Spotlight on Peru: Magnificence of Wari Culture to thriving modern business
By Arooj Ashraf, La Prensa Correspondent
Cleveland Museum of Art and the Council on World Affairs partnered for an informative event on Peru’s past, present, and future on Nov. 27, 2012. Opening with a walk through of the Wari: Lords of the Andes Exhibition followed by a speech from Peruvian Ambassador to the United States Harold Forsyth, the event highlighted the richness of Peruvian cultural heritage and its dynamic position in global business today, “We are not just a country of a great past, as you have already seen, but also a great possible future,” he said.
Harold Forsyth noted the country is one of the best in Latin America for foreign investors because of its democratic nature where foreigners can invest and develop freely. He announced a meeting with Cleveland Mayor Frank G. Jackson where he invited Clevelanders to visit Peru and consider the economic opportunities and possibilities between the two.

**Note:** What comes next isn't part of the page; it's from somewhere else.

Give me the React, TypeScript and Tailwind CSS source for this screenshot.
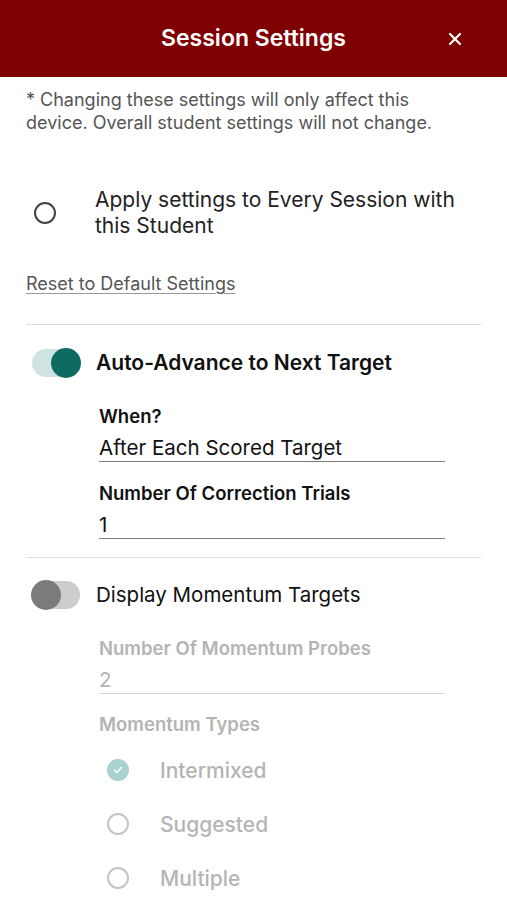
import { X } from "lucide-react"

function Toggle({ on }: { on: boolean }) {
  return (
    <div className={on ? "relative w-[48px] h-[28px] rounded-full bg-[#cfe4e2]" : "relative w-[48px] h-[28px] rounded-full bg-[#cdcdcd]"}>
      <div className={on ? "absolute right-[-1px] top-[-1px] w-[30px] h-[30px] rounded-full bg-[#0d6b62]" : "absolute left-[-1px] top-[-1px] w-[30px] h-[30px] rounded-full bg-[#7b7b7b]"} />
    </div>
  )
}

function Field({ label, value, muted }: { label: string; value: string; muted?: boolean }) {
  return (
    <div className="flex flex-col">
      <div className={muted ? "text-[18.5px] font-semibold text-[#b4b4b4] leading-[22px]" : "text-[18.5px] font-semibold text-[#111] leading-[22px]"}>{label}</div>
      <div className={muted ? "mt-[10px] pb-[2px] text-[20.5px] text-[#b4b4b4] leading-[22px] border-b border-[#d8d8d8] w-[346px]" : "mt-[10px] pb-[2px] text-[20.5px] text-[#111] leading-[22px] border-b border-[#7a7a7a] w-[346px]"}>{value}</div>
    </div>
  )
}

function TypeOption({ label, checked }: { label: string; checked?: boolean }) {
  return (
    <div className="flex items-center h-[54px]">
      <div className="w-[42px] pl-[8px]">
        {checked ? (
          <div className="w-[22px] h-[22px] rounded-full bg-[#a9d1cd] flex items-center justify-center">
            <svg width="12" height="12" viewBox="0 0 12 12" fill="none">
              <path d="M2.5 6.2l2.3 2.3 4.7-4.9" stroke="white" strokeWidth="1.6" strokeLinecap="round" strokeLinejoin="round" />
            </svg>
          </div>
        ) : (
          <div className="w-[22px] h-[22px] rounded-full border-[2px] border-[#c4c4c4]" />
        )}
      </div>
      <span className="ml-[19px] text-[21px] text-[#b4b4b4] font-medium">{label}</span>
    </div>
  )
}

export default function App() {
  return (
    <div className="w-[507px] min-h-[900px] bg-white font-['Inter',sans-serif] overflow-hidden">
      <header className="h-[77px] bg-[#7f0000] flex items-center justify-center relative">
        <h1 className="text-white text-[23px] font-semibold">Session Settings</h1>
        <X className="absolute right-[42px] top-[29px] text-white" size={20} strokeWidth={2.6} />
      </header>

      <div className="px-[26px]">
        <p className="mt-[11px] w-[440px] text-[18px] leading-[23px] text-[#555]">
          * Changing these settings will only affect this device. Overall student settings will not change.
        </p>

        <div className="mt-[53px] flex items-center">
          <div className="w-[22px] h-[22px] rounded-full border-[2px] border-[#444] ml-[8px] shrink-0" />
          <span className="ml-[39px] text-[21px] leading-[26px] text-[#222]">Apply settings to Every Session with this Student</span>
        </div>

        <div className="mt-[31px] text-[18px] text-[#555] underline underline-offset-[3px] decoration-[#999]">Reset to Default Settings</div>

        <div className="mt-[27px] border-t border-[#dcdcdc]" />

        <div className="mt-[22px] flex items-center">
          <div className="ml-[6px]"><Toggle on /></div>
          <span className="ml-[16px] text-[21px] font-semibold text-[#111]">Auto-Advance to Next Target</span>
        </div>
        <div className="ml-[73px] mt-[26px] flex flex-col gap-[20px]">
          <Field label="When?" value="After Each Scored Target" />
          <Field label="Number Of Correction Trials" value="1" />
        </div>

        <div className="mt-[18px] border-t border-[#dcdcdc]" />

        <div className="mt-[22px] flex items-center">
          <div className="ml-[6px]"><Toggle on={false} /></div>
          <span className="ml-[16px] text-[20.5px] text-[#111]">Display Momentum Targets</span>
        </div>
        <div className="ml-[73px] mt-[27px] flex flex-col">
          <Field label="Number Of Momentum Probes" value="2" muted />
          <div className="mt-[19px] text-[18.5px] font-semibold text-[#b4b4b4] leading-[22px]">Momentum Types</div>
          <div className="mt-[8px] flex flex-col">
            <TypeOption label="Intermixed" checked />
            <TypeOption label="Suggested" />
            <TypeOption label="Multiple" />
          </div>
        </div>
      </div>
    </div>
  )
}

“Peru is a vibrant modern country with the fastest growing GDP growth,” he said; “the mining and fishery industries are the strongest sectors but Peruvian food is the most surprisingly best kept secret.” He added the country, like any other in the world, is facing challenges such as drug trafficking, “but we are on the right track to address them.”
Forsyth said the country has taken great steps to include the input of indigenous populations in matters involving them and also in preservation of artifacts from the ancient civilizations by introducing laws for protection and expediting sharing of artifacts overseas for scientific study.
Forsyth was amused when questioned about how his experience as Ambassador of China—“We Americans are so intrigued by the Chinese,” he said, adding, the Chinese and Peruvian diplomatic relations extend back 42 years. “The Chinese immigration to Peru began in 1858 and nearly 8 percent of Peruvian population has Chinese ancestry,” he said.